* [Exercise]
Reproduce exactly the lines below, from the first through the one containing "const dark = useId();", and nothing more.

#### Supplied material ####

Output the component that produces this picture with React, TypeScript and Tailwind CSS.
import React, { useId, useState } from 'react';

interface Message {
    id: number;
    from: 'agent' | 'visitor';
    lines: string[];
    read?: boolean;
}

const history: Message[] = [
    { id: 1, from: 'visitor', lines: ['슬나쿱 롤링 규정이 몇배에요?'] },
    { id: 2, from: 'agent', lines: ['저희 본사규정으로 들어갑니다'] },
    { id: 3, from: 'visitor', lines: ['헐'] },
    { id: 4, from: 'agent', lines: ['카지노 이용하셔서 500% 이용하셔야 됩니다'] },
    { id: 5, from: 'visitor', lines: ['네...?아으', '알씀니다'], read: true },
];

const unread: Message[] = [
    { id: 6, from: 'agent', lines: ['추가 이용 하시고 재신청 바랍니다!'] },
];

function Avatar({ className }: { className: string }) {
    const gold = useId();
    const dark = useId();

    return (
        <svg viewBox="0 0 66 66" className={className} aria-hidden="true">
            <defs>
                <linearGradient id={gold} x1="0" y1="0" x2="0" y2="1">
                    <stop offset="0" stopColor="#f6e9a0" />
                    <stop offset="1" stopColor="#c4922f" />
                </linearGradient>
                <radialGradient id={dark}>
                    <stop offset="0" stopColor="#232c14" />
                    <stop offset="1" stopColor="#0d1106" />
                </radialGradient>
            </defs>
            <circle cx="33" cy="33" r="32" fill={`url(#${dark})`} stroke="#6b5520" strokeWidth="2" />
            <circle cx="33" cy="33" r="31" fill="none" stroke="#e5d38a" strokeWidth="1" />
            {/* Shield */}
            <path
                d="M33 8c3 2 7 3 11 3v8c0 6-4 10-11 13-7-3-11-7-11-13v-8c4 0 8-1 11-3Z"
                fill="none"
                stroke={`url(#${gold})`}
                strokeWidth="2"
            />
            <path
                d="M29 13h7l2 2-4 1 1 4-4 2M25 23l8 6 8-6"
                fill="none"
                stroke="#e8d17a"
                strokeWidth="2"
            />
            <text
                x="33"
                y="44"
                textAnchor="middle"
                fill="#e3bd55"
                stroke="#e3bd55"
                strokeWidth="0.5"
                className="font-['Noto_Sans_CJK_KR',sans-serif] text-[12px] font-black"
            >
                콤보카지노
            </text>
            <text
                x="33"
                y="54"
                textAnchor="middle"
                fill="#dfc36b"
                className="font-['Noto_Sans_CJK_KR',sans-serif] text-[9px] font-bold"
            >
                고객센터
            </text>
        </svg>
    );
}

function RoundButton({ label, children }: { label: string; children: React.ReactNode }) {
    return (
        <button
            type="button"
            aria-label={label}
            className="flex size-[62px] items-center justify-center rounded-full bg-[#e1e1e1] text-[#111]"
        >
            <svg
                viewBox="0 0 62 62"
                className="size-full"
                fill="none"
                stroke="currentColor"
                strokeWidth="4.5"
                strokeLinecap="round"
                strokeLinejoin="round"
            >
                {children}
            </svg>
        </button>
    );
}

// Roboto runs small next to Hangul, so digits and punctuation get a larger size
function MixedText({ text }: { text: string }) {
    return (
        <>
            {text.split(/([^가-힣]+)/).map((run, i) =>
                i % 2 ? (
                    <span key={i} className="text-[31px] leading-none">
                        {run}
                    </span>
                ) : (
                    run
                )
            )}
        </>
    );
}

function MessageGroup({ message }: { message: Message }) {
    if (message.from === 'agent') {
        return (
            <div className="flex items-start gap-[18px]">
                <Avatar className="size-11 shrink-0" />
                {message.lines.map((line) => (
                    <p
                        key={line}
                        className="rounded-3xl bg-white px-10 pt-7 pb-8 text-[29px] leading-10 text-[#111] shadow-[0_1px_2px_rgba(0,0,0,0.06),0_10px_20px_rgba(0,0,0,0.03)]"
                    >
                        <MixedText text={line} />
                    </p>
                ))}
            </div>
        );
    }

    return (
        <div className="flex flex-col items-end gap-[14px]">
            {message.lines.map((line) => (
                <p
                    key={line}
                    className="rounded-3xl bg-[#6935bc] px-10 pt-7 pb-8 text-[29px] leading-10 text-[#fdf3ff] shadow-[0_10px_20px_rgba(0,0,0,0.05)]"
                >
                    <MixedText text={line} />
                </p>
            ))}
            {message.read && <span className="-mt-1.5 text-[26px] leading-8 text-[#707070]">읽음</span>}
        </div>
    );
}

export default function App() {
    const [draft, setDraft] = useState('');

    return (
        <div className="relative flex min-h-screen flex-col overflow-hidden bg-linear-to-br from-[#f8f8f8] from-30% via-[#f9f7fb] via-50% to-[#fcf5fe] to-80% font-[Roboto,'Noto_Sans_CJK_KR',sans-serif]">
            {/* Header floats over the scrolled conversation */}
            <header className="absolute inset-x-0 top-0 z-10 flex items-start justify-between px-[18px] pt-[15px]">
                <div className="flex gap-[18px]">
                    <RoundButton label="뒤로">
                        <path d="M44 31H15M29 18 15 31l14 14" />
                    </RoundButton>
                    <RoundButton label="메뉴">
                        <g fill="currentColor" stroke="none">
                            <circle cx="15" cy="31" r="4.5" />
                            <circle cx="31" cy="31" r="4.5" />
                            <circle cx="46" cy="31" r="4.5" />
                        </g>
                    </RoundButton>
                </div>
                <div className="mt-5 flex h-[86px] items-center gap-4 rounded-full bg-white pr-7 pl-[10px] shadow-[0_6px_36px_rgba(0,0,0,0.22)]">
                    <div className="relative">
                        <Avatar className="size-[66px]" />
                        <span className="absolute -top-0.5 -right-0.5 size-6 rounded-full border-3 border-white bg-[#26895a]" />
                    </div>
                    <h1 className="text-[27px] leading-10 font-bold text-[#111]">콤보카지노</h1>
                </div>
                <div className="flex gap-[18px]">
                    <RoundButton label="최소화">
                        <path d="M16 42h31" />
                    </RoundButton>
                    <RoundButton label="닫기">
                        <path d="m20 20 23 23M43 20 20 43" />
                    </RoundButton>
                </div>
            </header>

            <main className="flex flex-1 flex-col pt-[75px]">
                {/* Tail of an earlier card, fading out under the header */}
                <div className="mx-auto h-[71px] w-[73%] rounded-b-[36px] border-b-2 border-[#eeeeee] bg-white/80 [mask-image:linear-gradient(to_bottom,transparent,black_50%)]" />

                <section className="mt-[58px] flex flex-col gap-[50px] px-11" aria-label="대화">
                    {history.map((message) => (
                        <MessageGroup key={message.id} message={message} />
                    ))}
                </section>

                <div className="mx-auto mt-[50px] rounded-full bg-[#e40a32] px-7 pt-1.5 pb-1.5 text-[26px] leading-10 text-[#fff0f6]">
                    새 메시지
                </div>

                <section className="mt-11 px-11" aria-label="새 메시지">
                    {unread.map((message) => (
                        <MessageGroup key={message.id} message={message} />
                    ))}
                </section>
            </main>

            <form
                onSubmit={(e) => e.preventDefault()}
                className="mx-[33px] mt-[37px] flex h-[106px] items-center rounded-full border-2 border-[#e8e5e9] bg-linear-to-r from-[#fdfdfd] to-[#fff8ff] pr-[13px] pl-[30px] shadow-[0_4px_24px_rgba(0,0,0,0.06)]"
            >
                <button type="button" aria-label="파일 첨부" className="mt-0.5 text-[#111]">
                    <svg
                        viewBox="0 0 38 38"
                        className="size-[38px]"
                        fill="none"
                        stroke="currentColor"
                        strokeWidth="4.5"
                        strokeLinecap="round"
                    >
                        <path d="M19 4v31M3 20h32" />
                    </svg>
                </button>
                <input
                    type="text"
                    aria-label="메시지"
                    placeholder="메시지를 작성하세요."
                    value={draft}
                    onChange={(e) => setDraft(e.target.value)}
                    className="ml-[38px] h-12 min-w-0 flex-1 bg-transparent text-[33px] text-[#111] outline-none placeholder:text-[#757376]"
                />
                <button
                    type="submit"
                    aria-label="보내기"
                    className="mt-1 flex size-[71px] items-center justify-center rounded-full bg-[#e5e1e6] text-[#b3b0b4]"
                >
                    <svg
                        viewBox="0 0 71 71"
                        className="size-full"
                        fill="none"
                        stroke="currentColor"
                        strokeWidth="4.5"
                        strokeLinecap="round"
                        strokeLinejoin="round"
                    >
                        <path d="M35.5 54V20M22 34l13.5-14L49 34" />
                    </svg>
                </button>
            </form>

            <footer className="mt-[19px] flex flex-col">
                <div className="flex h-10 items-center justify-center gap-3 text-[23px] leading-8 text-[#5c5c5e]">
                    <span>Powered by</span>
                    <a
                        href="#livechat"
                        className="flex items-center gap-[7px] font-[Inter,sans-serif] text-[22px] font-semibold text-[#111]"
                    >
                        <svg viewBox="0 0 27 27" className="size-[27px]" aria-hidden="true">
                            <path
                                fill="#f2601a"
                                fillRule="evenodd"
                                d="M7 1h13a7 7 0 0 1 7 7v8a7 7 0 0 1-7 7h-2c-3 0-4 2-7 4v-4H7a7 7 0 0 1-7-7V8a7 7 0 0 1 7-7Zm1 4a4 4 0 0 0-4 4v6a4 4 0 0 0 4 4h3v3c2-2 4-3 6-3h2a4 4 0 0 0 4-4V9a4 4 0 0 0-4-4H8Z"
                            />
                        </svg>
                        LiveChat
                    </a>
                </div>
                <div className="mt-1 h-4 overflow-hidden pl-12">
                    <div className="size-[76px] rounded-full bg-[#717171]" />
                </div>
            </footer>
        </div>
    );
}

####

* [Output]
Output the component that produces this picture with React, TypeScript and Tailwind CSS.
import React, { useId, useState } from 'react';

interface Message {
    id: number;
    from: 'agent' | 'visitor';
    lines: string[];
    read?: boolean;
}

const history: Message[] = [
    { id: 1, from: 'visitor', lines: ['슬나쿱 롤링 규정이 몇배에요?'] },
    { id: 2, from: 'agent', lines: ['저희 본사규정으로 들어갑니다'] },
    { id: 3, from: 'visitor', lines: ['헐'] },
    { id: 4, from: 'agent', lines: ['카지노 이용하셔서 500% 이용하셔야 됩니다'] },
    { id: 5, from: 'visitor', lines: ['네...?아으', '알씀니다'], read: true },
];

const unread: Message[] = [
    { id: 6, from: 'agent', lines: ['추가 이용 하시고 재신청 바랍니다!'] },
];

function Avatar({ className }: { className: string }) {
    const gold = useId();
    const dark = useId();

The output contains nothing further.